But developer writes:

SELECT * FROM emp WHERE deptno = 30;

What Oracle Does Internally

Oracle reads ALL columns:

EMPNO
ENAME
JOB
MGR
HIREDATE
SAL
COMM
DEPTNO

Even though application only needs:

EMPNO
ENAME

Layman Example

Imagine:

You go to library and ask:

"I only need 2 pages."

But librarian gives:

  • entire 1000-page book.

You carry:

  • extra weight
  • extra paper
  • extra time

That is exactly what SELECT * does.


Explain Plan for SELECT *

EXPLAIN PLAN FOR
SELECT *
FROM emp
WHERE deptno = 30;

SELECT * FROM TABLE(DBMS_XPLAN.DISPLAY);

Plan:

----------------------------------------------------------------------------
| Id | Operation | Name | Rows | Bytes | Cost |
----------------------------------------------------------------------------
| 0 | SELECT STATEMENT | | 3 | 300 | 3 |
| 1 | TABLE ACCESS FULL| EMP | 3 | 300 | 3 |
----------------------------------------------------------------------------

Notice:

Bytes = 300

Oracle estimates more data movement.




Scenario 2 — Good Query

SELECT empno, ename FROM emp WHERE deptno = 30;

Explain Plan

EXPLAIN PLAN FOR
SELECT empno, ename
FROM emp
WHERE deptno = 30;

SELECT * FROM TABLE(DBMS_XPLAN.DISPLAY);

Plan:

----------------------------------------------------------------------------
| Id | Operation | Name | Rows | Bytes | Cost |
----------------------------------------------------------------------------
| 0 | SELECT STATEMENT | | 3 | 39 | 3 |
| 1 | TABLE ACCESS FULL| EMP | 3 | 39 | 3 |
----------------------------------------------------------------------------

Now notice:

Bytes = 39

instead of:

Bytes = 300

Huge reduction.


Why This Matters in Real Production

Imagine:

Table SizeRows
EMP14
Real Production Table500 million

Now suppose each row contains:

  • CLOB
  • XML
  • JSON
  • large VARCHAR2 columns

Using:

SELECT *

can create:

  • massive I/O
  • network bottleneck
  • slow application
  • TEMP usage
  • high CPU



Scenario 3 — Index Usage Difference

Suppose index exists:

CREATE INDEX emp_idx1 ON emp(deptno, empno, ename);

Good Query

SELECT empno, ename FROM emp WHERE deptno = 30;

Oracle can use:

INDEX FAST FULL SCAN

or

INDEX RANGE SCAN

WITHOUT accessing table.

This is called:

Covering Index

Explain Plan

--------------------------------------------------------------------------------
| Id | Operation | Name |
--------------------------------------------------------------------------------
| 0 | SELECT STATEMENT | |
| 1 | INDEX RANGE SCAN | EMP_IDX1 |
--------------------------------------------------------------------------------

Very fast.


But SELECT * Changes Everything

Now query:

SELECT * FROM emp WHERE deptno = 30;

Problem:

Index does NOT contain:

  • JOB
  • SAL
  • HIREDATE
  • COMM

So Oracle must:

  1. Read index
  2. Go back to table

This causes:

TABLE ACCESS BY INDEX ROWID

Explain Plan

--------------------------------------------------------------------------------
| Id | Operation | Name |
--------------------------------------------------------------------------------
| 0 | SELECT STATEMENT | |
| 1 | TABLE ACCESS BY INDEX ROWID | EMP |
| 2 | INDEX RANGE SCAN | EMP_IDX1 |
--------------------------------------------------------------------------------

Extra table lookup = slower.


Layman Understanding of ROWID Lookup

Imagine:

Index says:

Employee data is in cupboard row 25

Now Oracle must physically go to table storage and fetch remaining columns.

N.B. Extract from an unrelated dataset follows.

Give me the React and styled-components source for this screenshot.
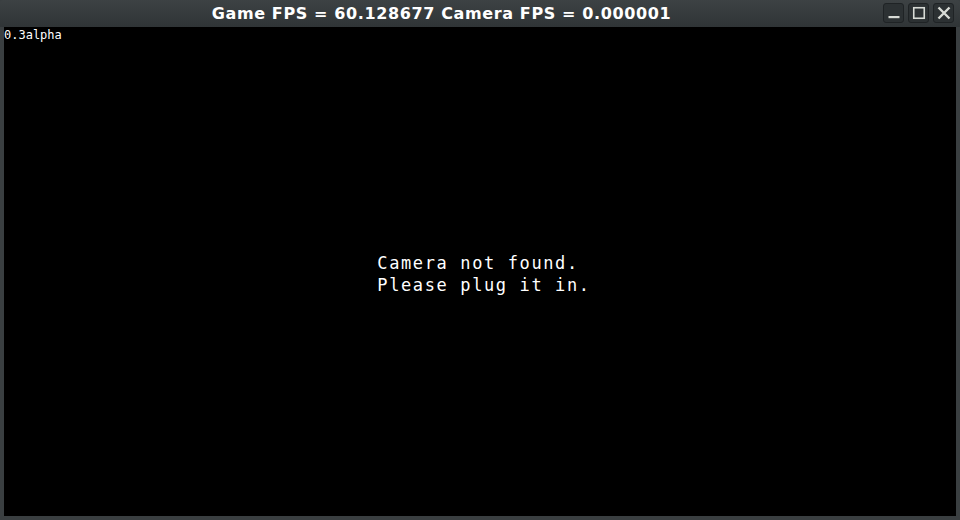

Extra travel = extra time.


Real-Time Production Scenario

Suppose application dashboard only shows:

EMPNOENAME

But backend query uses:

SELECT * FROM emp;

If 10,000 users open dashboard:

  • unnecessary GBs of data transferred
  • high network usage
  • slow UI response
  • high database load

Golden Rule for Developers and DBAs

Never use:

SELECT *

in:

  • production code
  • procedures
  • APIs
  • views
  • reports

Always select only required columns.


Oracle Interview Answer

Interviewer may ask:

Why should we avoid SELECT * ?

Answer:

SELECT * reads unnecessary columns, increases logical and physical I/O,
network traffic, CPU usage, memory usage and may prevent Oracle from using
covering indexes efficiently.

Easy Memory Trick

SELECT * = Bring entire luggage

SELECT required columns = Bring only required clothes


Most Important DBA Performance Logic

Performance depends on:

Rows fetched × Columns fetched

Most developers only think about rows.

But columns also matter heavily in Oracle performance.




DISTINCT Vs Exists - Oracle Performance Tuning

  Do not use the keyword DISTINCT if the objective can be achieved otherwise. DISTINCT incurs an extra sort operation and therefore slows yo...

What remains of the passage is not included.